“Leda e il cigno”, una delle opere del maestro Leonardo Da Vinci considerate perdute, è stata finalmente “ritrovata”. Le virgolette in questo caso sono d’obbligo, poiché il dipinto è sempre stato sotto gli occhi di tutti, anche se attribuito all’autore sbagliato. Questa incredibile scoperta, che riscrive ancora una volta la storia dell’arte, è stata possibile grazie al lavoro dell’esperta vinciana Annalisa Di Maria, svolto insieme alla dottoressa Nathalie Popis e al Professore Emerito Jean-Charles Pomerol. I risultati del lavoro sono stati poi pubblicati sulla rivista Open Science, in un articolo intitolato “Leda et le Cygne de Léonard de Vinci”. L’opera originale, nata dalla mano del maestro fiorentino è da secoli parte della collezione della Wilton House del Conte di Pembroke. Quest’ultima era stata infatti erroneamente attribuita al pittore Cesare da Sesto, il quale ha realizzato una sua versione dell’opera, conservata a Villa Borghese a Roma.
L’errore di attribuzione: da Leonardo a Cesare Da Sesto
In “Leda e il cigno”, Leonardo raffigura un episodio della mitologia greca. Zeus, invaghitosi di Leda, regina di Sparta e moglie di Tindaro, decide di sedurla tramutandosi in un bellissimo cigno. Da questa unione nacquero quattro gemelli: i dioscuri Castore e Polluce, Elena (di Troia) e Clitennestra, moglie di Agamennone. Leonardo realizzò l’opera nei primi anni del Cinquecento. In seguito, probabilmente verso il 1518, Francesco I l’acquistò insieme alla Gioconda, San Giovanni Battista e Sant’Anna la Vergine e il Bambino con l’agnellino. Da allora divenne parte della collezione di Fontainebleau.

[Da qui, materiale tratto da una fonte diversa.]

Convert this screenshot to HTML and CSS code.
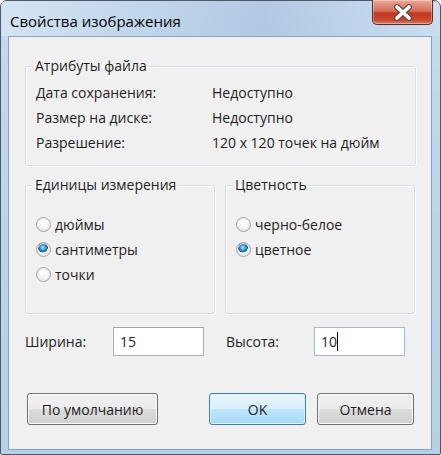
FILE: index.html
```html
<!DOCTYPE html>
<html lang="ru">
<head>
    <meta charset="UTF-8">
    <title>Свойства изображения</title>
    <link rel="stylesheet" href="styles.css">
</head>
<body>
    <div class="window">
        <div class="titlebar">
            <span class="title">Свойства изображения</span>
            <span class="close">
                <svg width="28" height="17" viewBox="0 0 28 17">
                    <path d="M8 3 L20 14 M20 3 L8 14" stroke="#6a4a44" stroke-width="6" stroke-linecap="round"/>
                    <path d="M8 3 L20 14 M20 3 L8 14" stroke="#ffffff" stroke-width="3.6" stroke-linecap="round"/>
                </svg>
            </span>
        </div>

        <div class="client">
            <fieldset class="group attrs">
                <legend>Атрибуты файла</legend>
                <div class="row"><span class="key">Дата сохранения:</span><span>Недоступно</span></div>
                <div class="row"><span class="key">Размер на диске:</span><span>Недоступно</span></div>
                <div class="row"><span class="key">Разрешение:</span><span>120 x 120 точек на дюйм</span></div>
            </fieldset>

            <div class="pair">
                <fieldset class="group choices">
                    <legend>Единицы измерения</legend>
                    <label class="radio"><input type="radio" name="units"> дюймы</label>
                    <label class="radio"><input type="radio" name="units" checked> сантиметры</label>
                    <label class="radio"><input type="radio" name="units"> точки</label>
                </fieldset>
                <fieldset class="group choices">
                    <legend>Цветность</legend>
                    <label class="radio"><input type="radio" name="color"> черно-белое</label>
                    <label class="radio"><input type="radio" name="color" checked> цветное</label>
                </fieldset>
            </div>

            <div class="sizes">
                <div class="field">
                    <span class="field-label">Ширина:</span>
                    <div class="box">15</div>
                </div>
                <div class="field">
                    <span class="field-label">Высота:</span>
                    <div class="box focused">10<span class="caret"></span></div>
                </div>
            </div>

            <div class="buttons">
                <button class="btn wide">По умолчанию</button>
                <button class="btn default">OK</button>
                <button class="btn">Отмена</button>
            </div>
        </div>
    </div>
</body>
</html>
```

FILE: styles.css
```css
* {
    box-sizing: border-box;
}

body {
    margin: 0;
    background: #ffffff;
    font-family: "Open Sans", "Noto Sans", sans-serif;
    font-size: 14px;
    color: #1e1e1e;
}

/* window frame (aero glass) */
.window {
    width: 441px;
    height: 455px;
    border: 1px solid #4d5966;
    border-radius: 7px 7px 2px 2px;
    background: linear-gradient(to bottom, #c6dbf0 0%, #bcd4ec 40%, #b7d0ea 100%);
    display: flex;
    flex-direction: column;
    padding: 0 8px 4px 7px;
}

.titlebar {
    height: 35px;
    display: flex;
    justify-content: space-between;
    align-items: flex-start;
    background: linear-gradient(to right, rgba(255,255,255,0.25), rgba(140,170,205,0.35) 60%, rgba(255,255,255,0.1));
    margin: 0 -8px 0 -7px;
    padding: 0 7px 0 9px;
}

.title {
    font-size: 15px;
    line-height: 20px;
    margin-top: 10px;
    color: #000;
}

.close {
    width: 61px;
    height: 25px;
    margin-top: -1px;
    border: 1px solid #5e2a22;
    border-top: 0;
    border-radius: 0 0 5px 5px;
    background: linear-gradient(to bottom, #e9a99b 0%, #d4705c 45%, #c2381f 55%, #c94a30 85%, #d9826c 100%);
    box-shadow: inset 0 0 0 1px rgba(255,255,255,0.35);
    display: flex;
    align-items: center;
    justify-content: center;
}

/* client area */
.client {
    flex: 1;
    background: #f0f0f0;
    border: 1px solid #8aa2bb;
    padding: 19px 15px 0 16px;
    display: flex;
    flex-direction: column;
}

.group {
    margin: 0;
    border: 1px solid #d5dfe5;
    border-radius: 3px;
    box-shadow: inset 1px 1px 0 #fff, 1px 1px 0 #fff;
    padding: 0 10px;
}

.group legend {
    padding: 0 2px;
    margin-left: -3px;
    line-height: 20px;
    font-size: 14px;
}

.attrs {
    padding-top: 4px;
    padding-bottom: 10px;
}

.row {
    display: flex;
    line-height: 25px;
}

.key {
    width: 176px;
}

.pair {
    display: grid;
    grid-template-columns: 190px 190px;
    gap: 10px;
    margin-top: 9px;
}

.choices {
    display: flex;
    flex-direction: column;
    padding-top: 17px;
    padding-bottom: 26px;
}

.radio {
    display: flex;
    align-items: center;
    height: 25px;
    gap: 4px;
}

/* win7 style radio */
input[type="radio"] {
    -webkit-appearance: none;
    appearance: none;
    margin: 0;
    width: 15px;
    height: 15px;
    border-radius: 50%;
    border: 1px solid #a4a4a4;
    background: radial-gradient(circle at 50% 35%, #ffffff 0%, #f6f6f6 45%, #dadada 100%);
    box-shadow: inset 0 0 0 1px #ececec;
}

input[type="radio"]:checked {
    background:
        radial-gradient(circle at 45% 35%, #bfe8ff 0%, #3d9fd8 22%, #1b5d97 42%, transparent 46%),
        radial-gradient(circle at 50% 35%, #ffffff 0%, #f6f6f6 45%, #dadada 100%);
}

/* width / height inputs */
.sizes {
    display: flex;
    gap: 22px;
    margin-top: 13px;
}

.field {
    display: flex;
    align-items: center;
}

.field-label {
    width: 88px;
}

.box {
    width: 91px;
    height: 29px;
    border: 1px solid #abadb3;
    border-top-color: #a2a4a9;
    background: #fff;
    padding-left: 6px;
    line-height: 27px;
}

.box.focused {
    border-color: #9ebcd8;
}

.caret {
    display: inline-block;
    width: 1px;
    height: 19px;
    background: #000;
    vertical-align: -4px;
}

/* buttons */
.buttons {
    display: flex;
    gap: 11px;
    margin-top: 37px;
    padding-left: 2px;
}

.btn {
    font-family: inherit;
    font-size: 14px;
    color: #1e1e1e;
    width: 97px;
    height: 32px;
    border: 1px solid #707070;
    border-radius: 3px;
    background: linear-gradient(to bottom, #f2f2f2 0%, #ebebeb 49%, #dddddd 51%, #cfcfcf 100%);
    box-shadow: inset 0 0 0 1px #fbfbfb;
    padding: 0;
}

.btn.wide {
    width: 131px;
    margin-right: 40px;
}

.btn.default {
    border-color: #3c7fb1;
    background: linear-gradient(to bottom, #eaf6fd 0%, #d9f0fc 49%, #bee6fd 51%, #a7d9f5 100%);
    box-shadow: inset 0 0 0 1px #e0f3fc;
}
```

Tuttavia nel 1627, l’opera venne poi acquisita da Thomas Howard, XIV Conte d’Arundel, soprannominato “Il Conte Collezionista”. Già all’epoca l’opera era stata indicata come realizzata dalla mano del maestro.
L’errore nacque quindi da un errato inventario risalente alla fine del XVII secolo, che indicava il dipinto come ancora appartenente alle collezioni francesi. Cassiano Del Pozzo nel 1625 descriveva l’opera di Leonardo indicando la presenza dei quattro gemelli. Quella della collezione francese, descritta dall’abate Dan nel suo libro “Le trésor des Merveilles de Fontainebleau” nel 1642, presenta invece soltanto due gemelli ed era una copia della Leda di Leonardo. Nonostante sia sempre rimasto nella collezione inglese, agli inizi del Novecento alcuni storici dell’arte attribuirono erroneamente il dipinto della Wilton House a Cesare da Sesto. La “Leda e il cigno” di Cesare conservata a Villa Borghese presenta molte similitudini con l’opera leonardesca, anche se l’approccio stilistico e tecnico rimane lontano da quello del maestro.
Leda e il cigno: lo stile, la tecnica e la simbologia di Leonardo
Come molte altre opere di Leonardo Da Vinci, anche “Leda e il cigno” presenta tutti i caratteristici dello stile di Leonardo, in particolare la scienza della misura e delle proporzioni. Infatti la Leda di Leonardo rispetta con incredibile precisione le proporzioni vitruviane, considerando l’inclinazione del corpo e la lunghezza del braccio. Inoltre, per il viso di Leda Leonardo usò come modello il suo discepolo Salaï per la sua bellezza androgina, che incarnava la dualità delle virtù maschili e femminili (già utilizzato in altre opere come il San Giovanni). Nel dipinto non manca poi il simbolismo. Nonostante si tratti di un soggetto mitologico, sullo sfondo si può notare una grande croce, come se fosse presente di un luogo di culto cristiano. Inoltre la corona di fiori intorno al cigno simboleggia l’animo umano che si eleva al mondo spirituale. Inoltre, nel cristianesimo, essa rappresenta la resurrezione di Cristo e la vita eterna.
Leda e il cigno è un’opera di maestosa bellezza, l’ennesimo capolavoro di Leonardo Da Vinci che adesso può essere ammirato con nuovi occhi e nuovo senso critico. Questa straordinaria scoperta non sarebbe stata possibile senza il lavoro meticoloso di Annalisa Di Maria, della specialista Popis e del Professore Emerito Pomerol. La Wilton House ha da sempre avuto nella sua collezione questo meraviglioso dipinto del maestro fiorentino, senza però mai saperlo. Ciò aumenterà sicuramente il valore del museo, come luogo di interesse per tutti gli amanti dell’arte, e incrementerà il flusso di turisti che vorranno ammirare il “capolavoro ritrovato” di Leonardo Da Vinci.